Avez-vous l’intention de vous lancer, à nouveau, dans l’adaptation d’un roman, peut-être celui de l’amant de la Chine du Nord ?
Pas L’amant de la Chine du Nord, en tout cas. Fondamentalement, je préfère créer mes propres histoires. Mais, par exemple, j’ai un ami qui m’a conseillé d’adapter Houellebecq. J’ai fais des études d’art, mais il y a un roman (la carte et le territoire) sur lequel Houellebecq traite cette question de l’art. Cet ami me dit que ça l’intéresserait beaucoup de voir ce que je ferai avec ce roman mais ce n’est pas un projet actuellement.
Que la notoriété et le succès vous soient venus plutôt de l’Europe dans un premier temps que de votre pays, le Japon, vous ont-ils interpellé, voire peiné ?
Tout simplement peut-être, de la reconnaissance que ce soit passé comme ça. Mais il y a aussi des livres qui se sont mieux vendus au Japon.
Je parlai simplement de votre début de carrière.
Alors que je n’avais qu’un seul livre publié au Japon j’ai pu travailler en France avec un grand éditeur, Casterman pour lequel j’ai accepté ce projet, sans mesurer l’ampleur que cela pourrait prendre, et pendant un certain temps, je me suis posée des questions là-dessus. Ensuite, il y a eu un moment où je n’arrivais plus vraiment à dessiner et c’est la période où j’ai réfléchi au scénario.

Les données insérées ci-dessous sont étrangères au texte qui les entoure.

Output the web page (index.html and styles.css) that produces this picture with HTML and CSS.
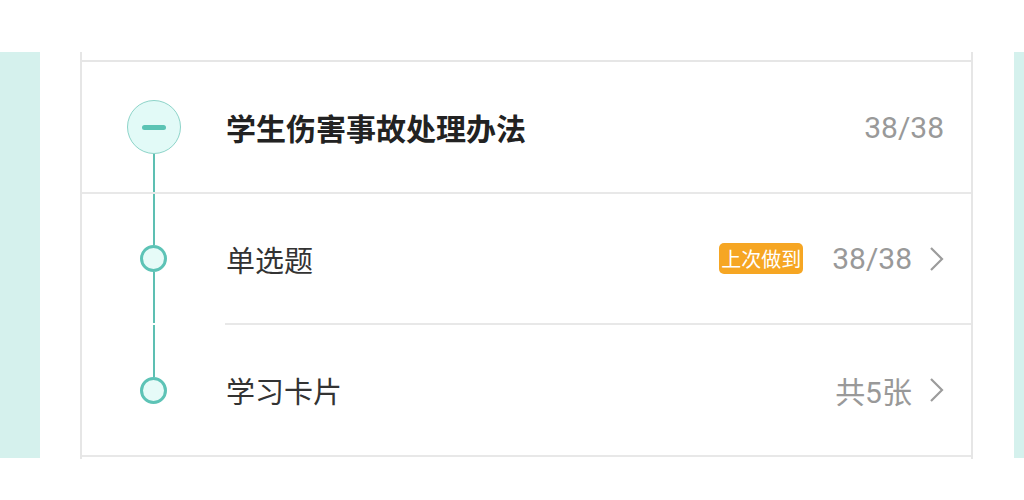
FILE: index.html
```html
<!DOCTYPE html>
<html lang="zh-CN">
<head>
<meta charset="utf-8">
<title>学生伤害事故处理办法</title>
<link rel="stylesheet" href="styles.css">
</head>
<body>
<div class="page">
  <div class="side side-left"></div>
  <div class="card">
    <div class="card-top"></div>
    <div class="row head">
      <div class="node">
        <div class="seg seg-empty"></div>
        <div class="big-dot"><span class="minus"></span></div>
        <div class="seg"></div>
      </div>
      <div class="content">
        <div class="title">学生伤害事故处理办法</div>
        <div class="meta"><span class="num">38/38</span></div>
      </div>
    </div>
    <div class="divider"></div>
    <div class="row item item-first">
      <div class="node">
        <div class="seg"></div>
        <div class="dot"></div>
        <div class="seg"></div>
      </div>
      <div class="content">
        <div class="label">单选题</div>
        <div class="meta">
          <span class="badge">上次做到</span>
          <span class="num num-mid">38/38</span>
          <svg class="chev" viewBox="0 0 15 26" width="15" height="26"><path d="M2 2 L13 13 L2 24" fill="none" stroke="#9c9c9c" stroke-width="2.2"/></svg>
        </div>
      </div>
    </div>
    <div class="divider divider-inset"></div>
    <div class="row item">
      <div class="node">
        <div class="seg"></div>
        <div class="dot"></div>
        <div class="seg seg-empty"></div>
      </div>
      <div class="content">
        <div class="label">学习卡片</div>
        <div class="meta">
          <span class="num">共5张</span>
          <svg class="chev" viewBox="0 0 15 26" width="15" height="26"><path d="M2 2 L13 13 L2 24" fill="none" stroke="#9c9c9c" stroke-width="2.2"/></svg>
        </div>
      </div>
    </div>
    <div class="divider"></div>
  </div>
  <div class="side side-right"></div>
</div>
</body>
</html>
```
FILE: styles.css
```css
html, body {
  margin: 0;
  padding: 0;
  background: #ffffff;
}
body {
  font-family: "Noto Sans CJK SC", sans-serif;
  width: 1024px;
  height: 500px;
  overflow: hidden;
}
.page {
  display: flex;
  margin-top: 52px;
  height: 407px;
}
.side {
  background: #d5f1ed;
  height: 406px;
}
.side-left {
  width: 40px;
  margin-right: 40px;
}
.side-right {
  width: 10px;
  margin-left: 41px;
}
.card {
  width: 889px;
  border-left: 2px solid #e6e6e6;
  border-right: 2px solid #e6e6e6;
  display: flex;
  flex-direction: column;
}
.card-top {
  height: 8px;
  border-bottom: 2px solid #e6e6e6;
}
.divider {
  height: 2px;
  background: #e8e8e8;
}
.divider-inset {
  margin-left: 143px;
}
.row {
  display: flex;
  height: 130px;
}
.row.item-first {
  height: 129px;
}
.node {
  width: 143px;
  display: flex;
  flex-direction: column;
  align-items: center;
  flex-shrink: 0;
}
.seg {
  flex: 1;
  width: 2px;
  background: #5dbfb2;
}
.seg-empty {
  background: transparent;
}
.big-dot {
  width: 52px;
  height: 52px;
  border-radius: 50%;
  border: 1.5px solid #8dd4c9;
  background: #e2faf7;
  display: flex;
  align-items: center;
  justify-content: center;
}
.minus {
  width: 24px;
  height: 5px;
  border-radius: 2.5px;
  background: #5bc3b4;
}
.dot {
  width: 21px;
  height: 21px;
  border-radius: 50%;
  border: 3px solid #5dc3b6;
  background: #e6fbf8;
}
.content {
  flex: 1;
  display: flex;
  align-items: center;
  justify-content: space-between;
  padding-left: 1px;
  padding-right: 27px;
}
.title {
  font-size: 30px;
  font-weight: 700;
  color: #222222;
}
.label {
  font-size: 29px;
  color: #333333;
}
.meta {
  display: flex;
  align-items: center;
}
.num {
  font-family: Roboto, "Noto Sans CJK SC", sans-serif;
  font-size: 30px;
  color: #999999;
}
.num-mid {
  margin-left: 29px;
}
.badge {
  background: #f6a623;
  color: #ffffff;
  font-size: 20px;
  line-height: 31px;
  height: 31px;
  padding: 0 2px;
  border-radius: 5px;
}
.chev {
  margin-left: 17px;
  display: block;
}
```
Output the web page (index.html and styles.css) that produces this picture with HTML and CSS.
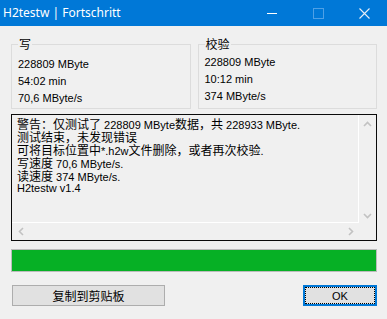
FILE: index.html
```html
<!DOCTYPE html>
<html>
<head>
<meta charset="utf-8">
<link rel="stylesheet" href="styles.css">
</head>
<body>
<div class="window">
  <div class="titlebar">
    <span class="title">H2testw | Fortschritt</span>
    <div class="ctrls">
      <span class="ctrl"><svg width="10" height="10" viewBox="0 0 10 10"><line x1="0" y1="5.5" x2="10" y2="5.5" stroke="#fff" stroke-width="1"/></svg></span>
      <span class="ctrl"><svg width="11" height="11" viewBox="0 0 11 11"><rect x="0.5" y="0.5" width="10" height="10" fill="none" stroke="#4ea0e6" stroke-width="1"/></svg></span>
      <span class="ctrl"><svg width="11" height="11" viewBox="0 0 11 11"><path d="M0.5 0.5 L10.5 10.5 M10.5 0.5 L0.5 10.5" stroke="#e8eef6" stroke-width="1.1"/></svg></span>
    </div>
  </div>
  <div class="main">
    <div class="groups">
      <fieldset class="group g1">
        <legend class="zh">写</legend>
        <div class="line">228809 MByte</div>
        <div class="line">54:02 min</div>
        <div class="line">70,6 MByte/s</div>
      </fieldset>
      <fieldset class="group g2">
        <legend class="zh">校验</legend>
        <div class="line">228809 MByte</div>
        <div class="line">10:12 min</div>
        <div class="line">374 MByte/s</div>
      </fieldset>
    </div>
    <div class="log">
      <div class="log-text">
        <div class="lline"><span class="zh">警告：仅测试了</span> 228809 MByte<span class="zh">数据，共</span> 228933 MByte.</div>
        <div class="lline"><span class="zh">测试结束，未发现错误</span></div>
        <div class="lline"><span class="zh">可将目标位置中</span>*.h2w<span class="zh">文件删除，或者再次校验</span>.</div>
        <div class="lline"><span class="zh">写速度</span> 70,6 MByte/s.</div>
        <div class="lline"><span class="zh">读速度</span> 374 MByte/s.</div>
        <div class="lline">H2testw v1.4</div>
      </div>
      <div class="vscroll">
        <svg class="arr" width="9" height="6" viewBox="0 0 9 6"><polyline points="1,5 4.5,1.5 8,5" fill="none" stroke="#c2c2c2" stroke-width="1.6"/></svg>
        <svg class="arr" width="9" height="6" viewBox="0 0 9 6"><polyline points="1,1 4.5,4.5 8,1" fill="none" stroke="#c2c2c2" stroke-width="1.6"/></svg>
      </div>
      <div class="hscroll">
        <svg class="arr" width="6" height="9" viewBox="0 0 6 9"><polyline points="5,1 1.5,4.5 5,8" fill="none" stroke="#c2c2c2" stroke-width="1.6"/></svg>
        <svg class="arr" width="6" height="9" viewBox="0 0 6 9"><polyline points="1,1 4.5,4.5 1,8" fill="none" stroke="#c2c2c2" stroke-width="1.6"/></svg>
      </div>
      <div class="corner"></div>
    </div>
    <div class="progress"><div class="fill"></div></div>
    <div class="buttons">
      <button class="btn copy zh">复制到剪贴板</button>
      <button class="btn ok"><span class="focus">OK</span></button>
    </div>
  </div>
</div>
</body>
</html>
```
FILE: styles.css
```css
html, body {
  margin: 0;
  padding: 0;
}
body {
  width: 387px;
  height: 319px;
  background: #f0f0f0;
  font-family: "Liberation Sans", Arial, sans-serif;
  font-size: 11px;
  color: #000;
  overflow: hidden;
}
.zh {
  font-family: "Noto Sans CJK SC", "Noto Sans", sans-serif;
  font-size: 12px;
}
.titlebar {
  height: 26px;
  background: #0078d7;
  display: flex;
  align-items: center;
  justify-content: space-between;
}
.title {
  font-family: "Noto Sans", "Liberation Sans", sans-serif;
  font-size: 12px;
  color: #fff;
  padding-left: 3px;
  line-height: 26px;
}
.ctrls {
  display: flex;
  height: 26px;
}
.ctrl {
  width: 46px;
  display: flex;
  align-items: center;
  justify-content: center;
}
.main {
  padding: 12px 10px 0 11px;
}
.groups {
  display: flex;
  gap: 7px;
}
.group {
  flex: 1;
  margin: 0;
  border: 1px solid #dcdcdc;
  padding: 6px 0 1px 6px;
  min-width: 0;
}
.group.g2 {
  padding-top: 4px;
  padding-bottom: 3px;
}
.group legend {
  padding: 0 1px;
  line-height: 12px;
  height: 12px;
}
.line {
  line-height: 17px;
  height: 17px;
  white-space: nowrap;
}
.log {
  margin-top: 5px;
  border: 1px solid #0a0a0a;
  height: 125px;
  display: grid;
  grid-template-columns: 1fr 17px;
  grid-template-rows: 1fr 17px;
}
.log-text {
  border-right: 1px solid #fff;
  border-bottom: 1px solid #fff;
  padding: 2px 0 0 5px;
  overflow: hidden;
}
.lline {
  height: 13px;
  line-height: 13px;
  white-space: nowrap;
}
.lline .zh {
  display: inline-block;
  height: 13px;
  line-height: 13px;
}
.vscroll {
  display: flex;
  flex-direction: column;
  justify-content: space-between;
  align-items: center;
  padding: 6px 0 4px 0;
}
.hscroll {
  display: flex;
  justify-content: space-between;
  align-items: center;
  padding: 0 5px 0 6px;
}
.progress {
  margin-top: 8px;
  height: 21px;
  border: 1px solid #bcbcbc;
  background: #e6e6e6;
}
.fill {
  height: 100%;
  width: 100%;
  background: #06b025;
}
.buttons {
  margin-top: 13px;
  display: flex;
  justify-content: space-between;
  padding-left: 1px;
}
.btn {
  height: 21px;
  margin: 0;
  padding: 0;
  background: #e1e1e1;
  color: #000;
  border: 1px solid #adadad;
  display: flex;
  align-items: center;
  justify-content: center;
}
.copy {
  width: 153px;
  line-height: 19px;
}
.ok {
  width: 74px;
  border: 2px solid #0078d7;
  font-family: "Liberation Sans", Arial, sans-serif;
  font-size: 11px;
}
.focus {
  display: flex;
  align-items: center;
  justify-content: center;
  width: 100%;
  height: 100%;
  box-sizing: border-box;
  border: 1px dotted #000;
}
```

Finalement, j’ai continué à réfléchir à travailler à ce que je pourrais créer.
A la lumière de vos réponses dans cette interview, On sent bien que cette période de dépendance a été particulièrement traumatique pour vous.
Avec l’alcool, et pas seulement l’alcool, aussi une dépendance psychologique qui a entraîné une période difficile, oui psychologiquement.
On en ressort, paraît-il plus fort
Oui, tout à fait !
Propos recueillis le 1er février 2020 auprès de Kan Takahama en salle de presse des éditions RUE DE SEVRES à l'occasion de la sortie de l'album L'AMANT.
Je remercie sa traductrice sans qui l'interview n'aurait pu se faire.